Category Archives: Tea History

4 Facts about the history of tea in America (that you didn’t know)

Tea’s big moment in American history happened in 1773, when colonists threw more than 300 crates of it into Boston Harbor.

Chai Tea Chick; Boston Tea Party; Tea in American history
Source: U.S. History Images

Along with Christopher Columbus, the Mayflower Compact, and Thanksgiving, the Boston Tea Party is probably the event American children learn about most in our history classes.

Since then, America has had a rocky relationship with tea, filled with innovations, setbacks, and oddities. So, sit down and get out your pens and notebooks. Today, you’re getting a history lesson, and, yes, you may see this material on your exam.

1. The Dutch, not the English, brought tea to America.

The English are known for their love, bordering on obsession, for tea, but the Dutch were the trendsetters when it came to tisanes in the New World. The Dutch brought tea to their American colony, New Amsterdam, or New York as we know it today, in the 1650s. Apparently, the Dutch settlement drank more tea at the time than all of England. It wasn’t until the late 1600s that English colonists started to get into the tea business.

2. There was another Boston Tea Party.

Chai Tea Chick; Boston Tea Party; Tea in American history
Source: U.S. History Images

Like many blockbusters today, the patriots released a lesser-quality sequel to the Boston Tea Party the next year. The second Boston Tea Party happened in 1774 after Britain had passed the Port Bill to punish Massachusetts for the previous one by putting strict restrictions on Boston Harbor.

In response to the bill and more tea troubles, the colonists decided to rinse and repeat their famous act of rebellion, although to a lesser scale. Fifty to sixty men dressed up like Native Americans, took a trading ship hostage, and dumped the chests of tea.

This is how I imagine the conversation went when deciding to do another Tea Party (in brospeak): 

Patriot 1: We can’t take this abuse anymore, man. We have to protest.

Patriot 2: You’re right, man, we should totally do that.

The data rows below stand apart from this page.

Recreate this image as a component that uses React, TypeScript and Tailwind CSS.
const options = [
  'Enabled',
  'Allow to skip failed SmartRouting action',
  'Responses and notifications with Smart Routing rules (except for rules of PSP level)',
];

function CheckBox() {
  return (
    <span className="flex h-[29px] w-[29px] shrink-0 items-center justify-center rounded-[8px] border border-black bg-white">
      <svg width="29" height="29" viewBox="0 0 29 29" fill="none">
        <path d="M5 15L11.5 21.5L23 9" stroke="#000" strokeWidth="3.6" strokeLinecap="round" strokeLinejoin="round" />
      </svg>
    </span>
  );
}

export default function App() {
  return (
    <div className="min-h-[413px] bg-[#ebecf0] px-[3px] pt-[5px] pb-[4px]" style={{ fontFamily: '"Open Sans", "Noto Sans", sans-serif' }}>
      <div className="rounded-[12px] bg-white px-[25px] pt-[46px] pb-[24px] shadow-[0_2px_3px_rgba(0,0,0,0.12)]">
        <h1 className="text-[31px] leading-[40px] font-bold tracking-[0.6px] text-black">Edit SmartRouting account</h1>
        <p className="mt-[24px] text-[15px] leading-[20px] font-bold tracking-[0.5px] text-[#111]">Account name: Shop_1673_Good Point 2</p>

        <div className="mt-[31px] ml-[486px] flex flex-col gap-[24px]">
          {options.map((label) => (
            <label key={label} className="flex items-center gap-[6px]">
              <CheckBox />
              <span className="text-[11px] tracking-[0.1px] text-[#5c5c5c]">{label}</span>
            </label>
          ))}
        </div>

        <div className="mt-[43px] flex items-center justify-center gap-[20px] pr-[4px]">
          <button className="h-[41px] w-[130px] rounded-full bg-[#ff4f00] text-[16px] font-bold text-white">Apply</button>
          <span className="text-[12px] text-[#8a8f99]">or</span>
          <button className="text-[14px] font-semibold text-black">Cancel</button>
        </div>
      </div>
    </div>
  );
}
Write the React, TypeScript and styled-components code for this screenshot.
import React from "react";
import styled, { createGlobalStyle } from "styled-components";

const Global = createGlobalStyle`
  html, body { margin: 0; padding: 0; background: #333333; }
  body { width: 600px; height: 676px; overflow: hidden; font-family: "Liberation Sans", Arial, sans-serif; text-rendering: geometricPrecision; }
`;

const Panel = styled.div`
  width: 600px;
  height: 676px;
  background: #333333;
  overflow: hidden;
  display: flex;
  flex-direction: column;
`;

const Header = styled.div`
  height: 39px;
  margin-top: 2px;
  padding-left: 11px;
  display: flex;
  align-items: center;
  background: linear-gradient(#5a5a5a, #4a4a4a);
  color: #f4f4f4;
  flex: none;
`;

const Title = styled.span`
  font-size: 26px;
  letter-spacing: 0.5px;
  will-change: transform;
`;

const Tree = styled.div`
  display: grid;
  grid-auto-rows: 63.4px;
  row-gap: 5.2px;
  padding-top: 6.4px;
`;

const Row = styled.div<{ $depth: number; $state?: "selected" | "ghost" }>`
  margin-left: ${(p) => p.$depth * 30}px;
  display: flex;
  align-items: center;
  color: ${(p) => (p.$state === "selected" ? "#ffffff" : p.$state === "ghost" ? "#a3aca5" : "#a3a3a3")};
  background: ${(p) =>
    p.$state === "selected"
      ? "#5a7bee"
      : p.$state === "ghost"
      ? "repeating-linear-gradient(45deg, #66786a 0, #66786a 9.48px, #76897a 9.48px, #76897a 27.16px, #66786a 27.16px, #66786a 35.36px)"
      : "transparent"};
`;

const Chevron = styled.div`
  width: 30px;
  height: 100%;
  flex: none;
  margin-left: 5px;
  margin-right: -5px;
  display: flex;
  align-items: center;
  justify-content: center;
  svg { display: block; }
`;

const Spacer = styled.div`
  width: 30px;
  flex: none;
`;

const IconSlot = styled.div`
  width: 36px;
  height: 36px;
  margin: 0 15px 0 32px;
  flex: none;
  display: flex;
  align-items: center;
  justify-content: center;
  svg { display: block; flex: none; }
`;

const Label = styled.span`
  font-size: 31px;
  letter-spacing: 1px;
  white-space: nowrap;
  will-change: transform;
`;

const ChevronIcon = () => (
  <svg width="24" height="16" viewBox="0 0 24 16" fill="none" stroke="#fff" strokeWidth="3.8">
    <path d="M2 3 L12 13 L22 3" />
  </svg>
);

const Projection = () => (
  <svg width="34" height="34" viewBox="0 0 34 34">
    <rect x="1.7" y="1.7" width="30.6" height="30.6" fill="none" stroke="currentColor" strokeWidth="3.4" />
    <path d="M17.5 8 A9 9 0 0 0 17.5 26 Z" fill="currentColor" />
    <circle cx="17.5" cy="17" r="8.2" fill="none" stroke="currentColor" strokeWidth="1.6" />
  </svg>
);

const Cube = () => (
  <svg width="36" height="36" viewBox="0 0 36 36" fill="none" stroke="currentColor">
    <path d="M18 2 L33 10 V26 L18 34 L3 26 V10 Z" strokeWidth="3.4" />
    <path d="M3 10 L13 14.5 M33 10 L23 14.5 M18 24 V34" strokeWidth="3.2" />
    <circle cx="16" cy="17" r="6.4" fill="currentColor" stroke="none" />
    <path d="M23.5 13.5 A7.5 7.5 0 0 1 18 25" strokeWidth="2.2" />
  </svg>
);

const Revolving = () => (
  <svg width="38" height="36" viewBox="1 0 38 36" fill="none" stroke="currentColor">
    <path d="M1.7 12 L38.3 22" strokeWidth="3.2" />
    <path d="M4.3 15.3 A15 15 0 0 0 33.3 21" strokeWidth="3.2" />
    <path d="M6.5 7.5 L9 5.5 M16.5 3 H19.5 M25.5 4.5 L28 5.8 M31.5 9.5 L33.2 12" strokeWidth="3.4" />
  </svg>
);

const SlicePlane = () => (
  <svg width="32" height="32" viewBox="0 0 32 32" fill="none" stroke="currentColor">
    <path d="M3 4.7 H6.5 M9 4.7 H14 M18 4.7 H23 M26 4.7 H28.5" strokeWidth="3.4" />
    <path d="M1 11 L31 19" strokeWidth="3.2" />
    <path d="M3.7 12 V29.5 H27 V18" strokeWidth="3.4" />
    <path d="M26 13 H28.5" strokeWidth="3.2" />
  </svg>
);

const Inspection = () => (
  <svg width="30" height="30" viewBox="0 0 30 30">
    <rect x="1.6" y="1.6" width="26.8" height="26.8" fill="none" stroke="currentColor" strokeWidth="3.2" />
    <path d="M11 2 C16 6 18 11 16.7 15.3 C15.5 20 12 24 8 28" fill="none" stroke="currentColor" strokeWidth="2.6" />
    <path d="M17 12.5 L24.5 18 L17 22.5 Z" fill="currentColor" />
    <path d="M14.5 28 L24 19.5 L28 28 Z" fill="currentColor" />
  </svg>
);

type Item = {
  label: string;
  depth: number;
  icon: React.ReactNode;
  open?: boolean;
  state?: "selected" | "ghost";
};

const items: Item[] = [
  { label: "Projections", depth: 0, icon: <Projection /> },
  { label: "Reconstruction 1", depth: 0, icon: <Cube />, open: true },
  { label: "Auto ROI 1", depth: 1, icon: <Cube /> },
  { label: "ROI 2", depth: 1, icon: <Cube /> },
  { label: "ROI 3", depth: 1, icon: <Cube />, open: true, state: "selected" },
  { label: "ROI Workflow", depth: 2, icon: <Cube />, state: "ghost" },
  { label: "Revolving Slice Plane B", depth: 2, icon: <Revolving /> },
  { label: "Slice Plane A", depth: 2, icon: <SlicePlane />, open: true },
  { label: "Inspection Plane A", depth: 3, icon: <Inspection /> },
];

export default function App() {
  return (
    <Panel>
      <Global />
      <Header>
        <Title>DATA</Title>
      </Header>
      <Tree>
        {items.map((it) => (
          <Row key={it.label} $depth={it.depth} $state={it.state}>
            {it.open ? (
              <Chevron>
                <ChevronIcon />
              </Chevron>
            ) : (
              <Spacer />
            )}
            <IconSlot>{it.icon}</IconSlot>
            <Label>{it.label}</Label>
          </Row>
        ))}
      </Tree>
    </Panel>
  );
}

But let’s make it original, something that will blow their minds.

The two patriots think. 

Patriot 1: Hey, why don’t we dress up like Indians and, like, raid a ship and dump out its tea?

Patriot 2: Didn’t we do that last year?

Patriot 1: And was it not awesome?

The patriots begin getting out the feathers they wore last year. 

The second Tea Party didn’t have nearly the impact the first one did, but it solidified English anger toward the colonists and showed the patriots certainly didn’t regret the first one.

3. The tea bag was invented in America.

The tea bag, as I mentioned previously, is America’s great claim to fame in the tea world, but it was actually invented by accident. In the early 1900s, New York tea merchant Thomas Sullivan began sending loose tea to customers in silken bags. The customers thought the bags were supposed to serve as infusers and put them directly into their tea cups.

When Sullivan heard comments about it from customers, he recognized a bright idea and began packaging all his that way. The tea bag caught on, and by the 1920s, tea bags were being mass produced.

4. Green and black tea were equally popular before WWII.

Today, black tea dominates the American tea market–more than 80 percent of tea consumed in America is black. Green tea, on the other hand, has gained a reputation as the new-agey tea for health nuts. It wasn’t always like this.

Before WWII, Americans drank about 40 percent black tea, 40 percent green, and 20 percent oolong. That changed when trade routes were cut off from China and Japan, and Americans received nearly all their tea imports from India, which only makes black tea.

By the end of the war, the American desire for green tea had all but disappeared. For those of us who love green tea, though, thankfully it’s growing in popularity. It looks like we may be getting back into our habits as a tea-drinking society, as I’m sure the Dutch had always hoped this great nation would be.